Young people today are facing what seems to be greater exposure to complex issues like mental health, bullying, and youth violence. As a result, teachers are required to be well-versed in far more than school curriculum to ensure students are prepared to face the world inside and outside of the classroom. Acting as more than teachers, but also mentors, counselors, and cheerleaders, they must be equipped with practical and relevant resources to help their students navigate some of the more complicated social issues – though access to such tools isn't always guaranteed.

Take Dr. Jackie Sanderlin, for example, who's worked in the education system for over 25 years, and as a teacher for seven. Entering the profession, she didn't anticipate how much influence a student's home life could affect her classroom, including "students who lived in foster homes" and "lacked parental support."

Dr. Jackie Sanderlin, who's worked in the education system for over 25 years.

Valerie Anglemyer, a middle school teacher with more than 13 years of experience, says it can be difficult to create engaging course work that's applicable to the challenges students face. "I think that sometimes, teachers don't know where to begin. Teachers are always looking for ways to make learning in their classrooms more relevant."

So what resources do teachers turn to in an increasingly fractured world? "Joining a professional learning network that supports and challenges thinking is one of the most impactful things that a teacher can do to support their own learning," Anglemyer says.

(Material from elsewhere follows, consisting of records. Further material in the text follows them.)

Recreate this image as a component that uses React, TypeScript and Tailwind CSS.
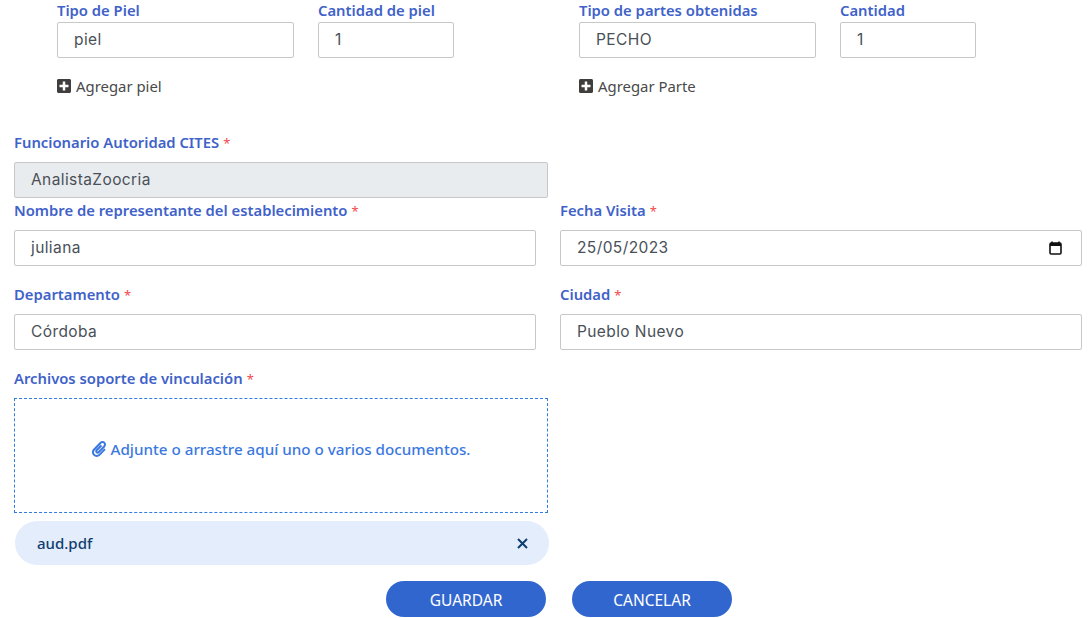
import { FaPaperclip, FaPlusSquare } from "react-icons/fa";

const labelFont = "block font-['Noto_Sans',sans-serif] text-[14.8px] font-semibold leading-5 text-[#3f62c9]";
const valueFont = "font-['Inter',sans-serif] text-[15.5px] tracking-[0.4px] text-[#495057]";

function Star() {
  return <span className="ml-1 text-[13px] font-normal leading-none text-[#f0484d]">*</span>;
}

function Box({ value, className = "", disabled = false, children }: { value: string; className?: string; disabled?: boolean; children?: React.ReactNode }) {
  return (
    <div
      className={`flex h-9 items-center justify-between rounded-[2px] border border-[#c8c8c8] pl-4 pr-[18px] ${valueFont} ${disabled ? "bg-[#e9ecef]" : "bg-white"} ${className}`}
    >
      <span>{value}</span>
      {children}
    </div>
  );
}

function Field({ label, value, children }: { label: string; value: string; children?: React.ReactNode }) {
  return (
    <div>
      <label className={`${labelFont} mb-[10px] mt-[2px]`}>
        {label}
        <Star />
      </label>
      <Box value={value}>{children}</Box>
    </div>
  );
}

function PairGroup({ first, firstValue, second, action }: { first: string; firstValue: string; second: string; action: string }) {
  return (
    <div className="w-[522px] shrink-0">
      <div className="flex gap-6">
        <div className="w-[237px]">
          <label className={`${labelFont} mb-[2px]`}>{first}</label>
          <Box value={firstValue} />
        </div>
        <div className="w-[136px]">
          <label className={`${labelFont} mb-[2px]`}>{second}</label>
          <Box value="1" />
        </div>
      </div>
      <div className="mt-[18px] flex h-5 items-center gap-1 font-['Noto_Sans',sans-serif] text-[14.9px] text-[#4a4a4a]">
        <FaPlusSquare size={16} className="-ml-px shrink-0 text-[#403d3d]" />
        <span>{action}</span>
      </div>
    </div>
  );
}

export default function App() {
  return (
    <div className="h-[618px] w-[1089px] overflow-hidden bg-white pl-[14px]">
      {/* partes obtenidas */}
      <div className="flex pl-[43px]">
        <PairGroup first="Tipo de Piel" firstValue="piel" second="Cantidad de piel" action="Agregar piel" />
        <PairGroup first="Tipo de partes obtenidas" firstValue="PECHO" second="Cantidad" action="Agregar Parte" />
      </div>

      <label className={`${labelFont} mt-[36px] mb-[10px]`}>
        Funcionario Autoridad CITES
        <Star />
      </label>
      <Box value="AnalistaZoocria" disabled className="w-[534px]" />

      <div className="grid w-[1068px] grid-cols-[522px_522px] gap-x-6 gap-y-4">
        <Field label="Nombre de representante del establecimiento" value="juliana" />
        <Field label="Fecha Visita" value="25/05/2023">
          <svg width="13" height="14" viewBox="0 0 13 14" className="mr-px">
            <path d="M3 .5v2M10 .5v2" stroke="#111" strokeWidth="1.6" />
            <rect x="1" y="2" width="11" height="11" rx="1.2" fill="none" stroke="#111" strokeWidth="1.6" />
            <rect x="1" y="2" width="11" height="3" fill="#111" />
          </svg>
        </Field>
        <Field label="Departamento" value="Córdoba" />
        <Field label="Ciudad" value="Pueblo Nuevo" />
      </div>

      <label className={`${labelFont} mt-[18px] mb-[10px]`}>
        Archivos soporte de vinculación
        <Star />
      </label>
      <div className="flex h-[115px] w-[534px] items-center justify-center gap-[3px] border border-dashed border-[#2f7de1] pb-[13px] font-['Noto_Sans',sans-serif] text-[15.2px] font-medium text-[#3b78e0]">
        <FaPaperclip size={16} className="shrink-0" />
        <span>Adjunte o arrastre aquí uno o varios documentos.</span>
      </div>

      <div className="ml-px mt-2 flex h-11 w-[534px] items-center justify-between rounded-[22px] bg-[#e4edfc] pl-[22px] pr-[21px] font-['Noto_Sans',sans-serif] text-[15px] font-medium text-[#0f3d6e]">
        <span>aud.pdf</span>
        <svg width="11" height="11" viewBox="0 0 11 11" stroke="#0f3d6e" strokeWidth="2">
          <path d="M1 1l9 9M10 1l-9 9" />
        </svg>
      </div>

      <div className="mt-4 flex gap-[26px] pl-[372px]">
        <button className="h-9 w-40 rounded-[18px] bg-[#3266cf] pt-[3px] font-['Noto_Sans',sans-serif] text-[15.5px] text-white">GUARDAR</button>
        <button className="h-9 w-40 rounded-[18px] bg-[#3266cf] pt-[3px] font-['Noto_Sans',sans-serif] text-[15.5px] text-white">CANCELAR</button>
      </div>
    </div>
  );
}
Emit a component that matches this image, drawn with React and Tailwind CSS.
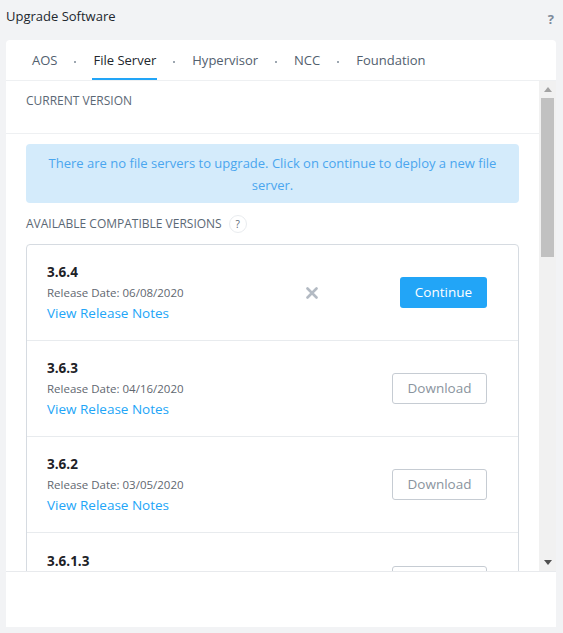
import { useState } from 'react';

const tabs = ['AOS', 'File Server', 'Hypervisor', 'NCC', 'Foundation'];

const versions = [
  { version: '3.6.4', date: '06/08/2020', action: 'continue' },
  { version: '3.6.3', date: '04/16/2020', action: 'download' },
  { version: '3.6.2', date: '03/05/2020', action: 'download' },
  { version: '3.6.1.3', date: '02/11/2020', action: 'download' },
];

function VersionRow({ item, last }) {
  return (
    <div
      className={`h-[96px] shrink-0 flex items-center pl-[20px] pr-[31px] ${
        last ? '' : 'border-b border-[#e8ebee]'
      }`}
    >
      <div className="flex-1 flex flex-col">
        <div className="text-[13.5px] leading-[20px] font-bold text-[#1d2227]">{item.version}</div>
        <div className="text-[11.5px] leading-[21px] text-[#5f6770]">Release Date: {item.date}</div>
        <a className="text-[13.5px] leading-[20px] text-[#22a5f7] cursor-pointer">View Release Notes</a>
      </div>
      {item.action === 'continue' ? (
        <>
          <svg width="12" height="12" viewBox="0 0 12 12" className="mr-[82px]">
            <path d="M1.5 1.5 L10.5 10.5 M10.5 1.5 L1.5 10.5" stroke="#b3bac3" strokeWidth="2.6" strokeLinecap="round" />
          </svg>
          <button className="w-[87px] h-[31px] rounded-[3px] bg-[#22a5f7] text-white text-[13.5px]">Continue</button>
        </>
      ) : (
        <button className="w-[95px] h-[31px] rounded-[3px] border border-[#c6ccd3] bg-white text-[#8a949e] text-[13.5px]">
          Download
        </button>
      )}
    </div>
  );
}

export default function App() {
  const [active, setActive] = useState('File Server');

  return (
    <div
      className="w-[563px] h-[633px] bg-[#f2f3f5] flex flex-col overflow-hidden"
      style={{ fontFamily: '"Open Sans", "Liberation Sans", sans-serif' }}
    >
      <div className="h-[40px] shrink-0 flex justify-between px-[6px]">
        <div className="pt-[6px] text-[13px] leading-[20px] text-[#22272e]">Upgrade Software</div>
        <div className="pt-[9px] pr-[3px] text-[13px] leading-[20px] font-bold text-[#7c8a9a]">?</div>
      </div>

      <div className="mx-[6px] w-[550px] h-[587px] bg-white rounded-t-[4px] flex flex-col">
        <div className="h-[41px] shrink-0 flex items-stretch pl-[25px] border-b border-[#eef0f2]">
          {tabs.map((tab, i) => (
            <div key={tab} className="flex items-stretch">
              {i > 0 && (
                <div className="w-[34px] pt-[4px] flex items-center justify-center">
                  <span className="w-[2px] h-[2px] rounded-full bg-[#7d8a97]" />
                </div>
              )}
              <button
                onClick={() => setActive(tab)}
                className={`px-[1px] pt-[4px] text-[13px] flex items-center border-b-[2px] ${
                  active === tab ? 'border-[#22a5f7] text-[#22272e]' : 'border-transparent text-[#52606e]'
                }`}
              >
                {tab}
              </button>
            </div>
          ))}
        </div>

        <div className="flex-1 flex min-h-0">
          <div className="flex-1 flex flex-col overflow-hidden">
            <div className="h-[53px] shrink-0 border-b border-[#eef0f2] px-[20px] pt-[12px] text-[12px] leading-[16px] text-[#5b6875] uppercase">
              Current Version
            </div>
            <div className="pl-[20px] pr-[20px] pt-[10px]">
              <div className="h-[59px] rounded-[4px] bg-[#d4ebfb] flex items-center justify-center px-[16px] text-center text-[13px] leading-[22px] text-[#4aa6ef]">
                There are no file servers to upgrade. Click on continue to deploy a new file server.
              </div>
              <div className="flex items-center gap-[7px] mt-[11px] mb-[10px] h-[20px]">
                <span className="text-[12px] text-[#5b6875] uppercase">Available Compatible Versions</span>
                <span className="w-[18px] h-[18px] rounded-full border border-[#e9ecef] flex items-center justify-center text-[10px] text-[#5b6875]">
                  ?
                </span>
              </div>
              <div className="border border-[#d6dbe1] rounded-[4px] flex flex-col">
                {versions.map((v, i) => (
                  <VersionRow key={v.version} item={v} last={i === versions.length - 1} />
                ))}
              </div>
            </div>
          </div>
          <div className="w-[17px] shrink-0 bg-[#f1f1f1] flex flex-col items-center">
            <div className="h-[17px] flex items-center justify-center">
              <svg width="8" height="5" viewBox="0 0 8 5">
                <path d="M0 5 L4 0 L8 5 Z" fill="#a3a3a3" />
              </svg>
            </div>
            <div className="w-[13px] h-[159px] bg-[#c1c1c1]" />
            <div className="flex-1" />
            <div className="h-[17px] flex items-center justify-center">
              <svg width="8" height="5" viewBox="0 0 8 5">
                <path d="M0 0 L8 0 L4 5 Z" fill="#505050" />
              </svg>
            </div>
          </div>
        </div>

        <div className="h-[56px] shrink-0 border-t border-[#e8eaed]" />
      </div>
    </div>
  );
}
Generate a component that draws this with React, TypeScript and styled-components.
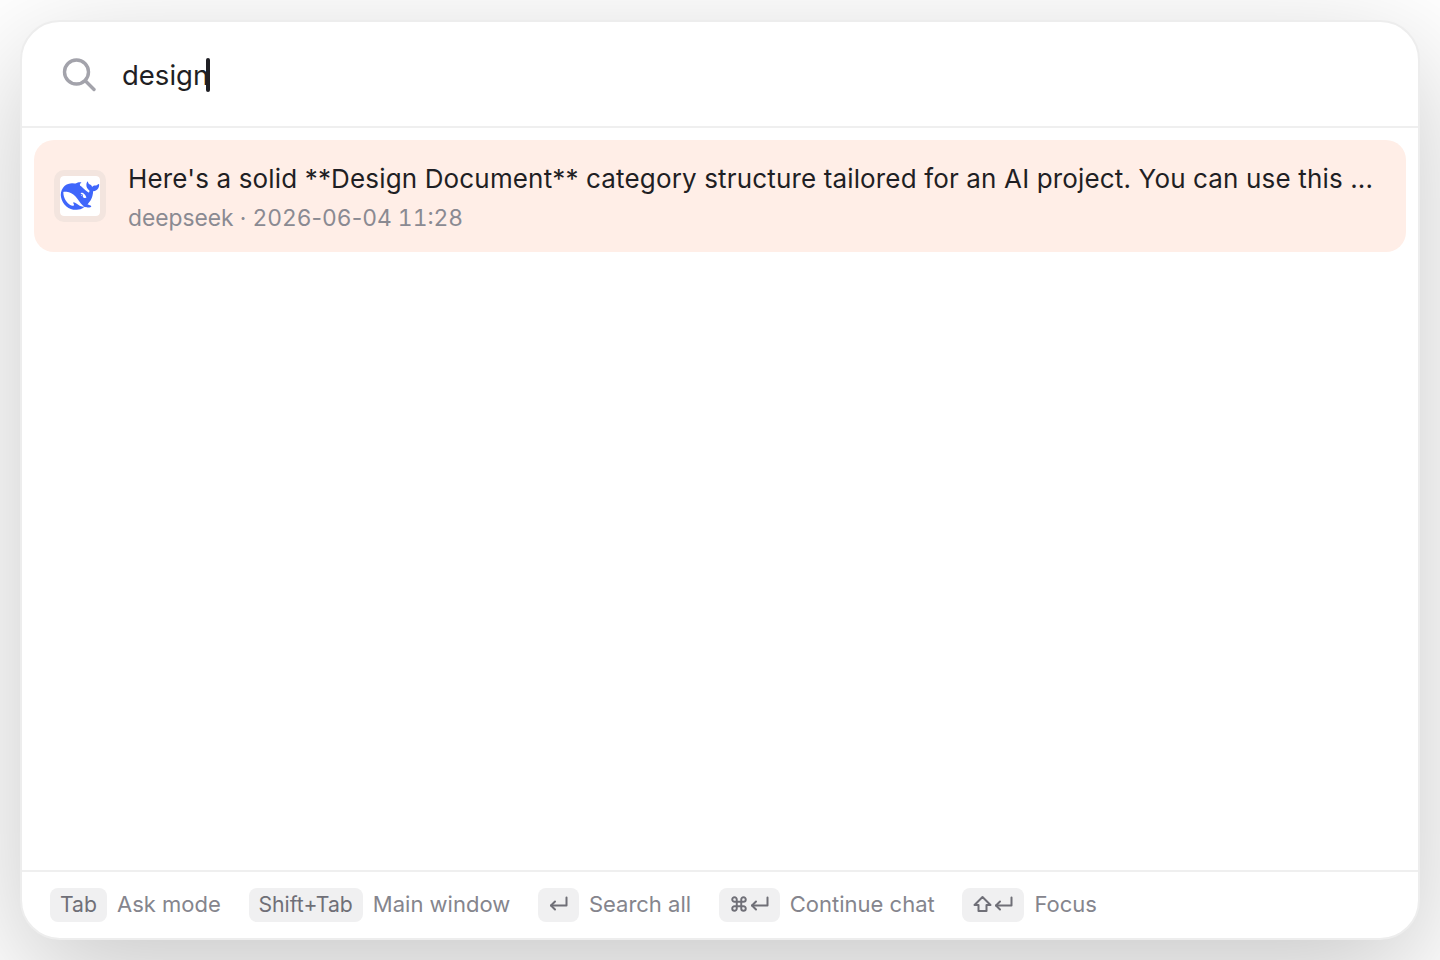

Valerie Anglemyer, a middle school teacher with more than 13 years of experience.

A new program for teachers that offers this network along with other resources is the WE Teachers Program, an initiative developed by Walgreens in partnership with ME to WE and Mental Health America. WE Teachers provides tools and resources, at no cost to teachers, looking for guidance around the social issues related to poverty, youth violence, mental health, bullying, and diversity and inclusion. Through online modules and trainings as well as a digital community, these resources help them address the critical issues their students face.

Jessica Mauritzen, a high school Spanish teacher, credits a network of support for providing her with new opportunities to enrich the learning experience for her students. "This past year was a year of awakening for me and through support… I realized that I was able to teach in a way that built up our community, our school, and our students, and supported them to become young leaders," she says.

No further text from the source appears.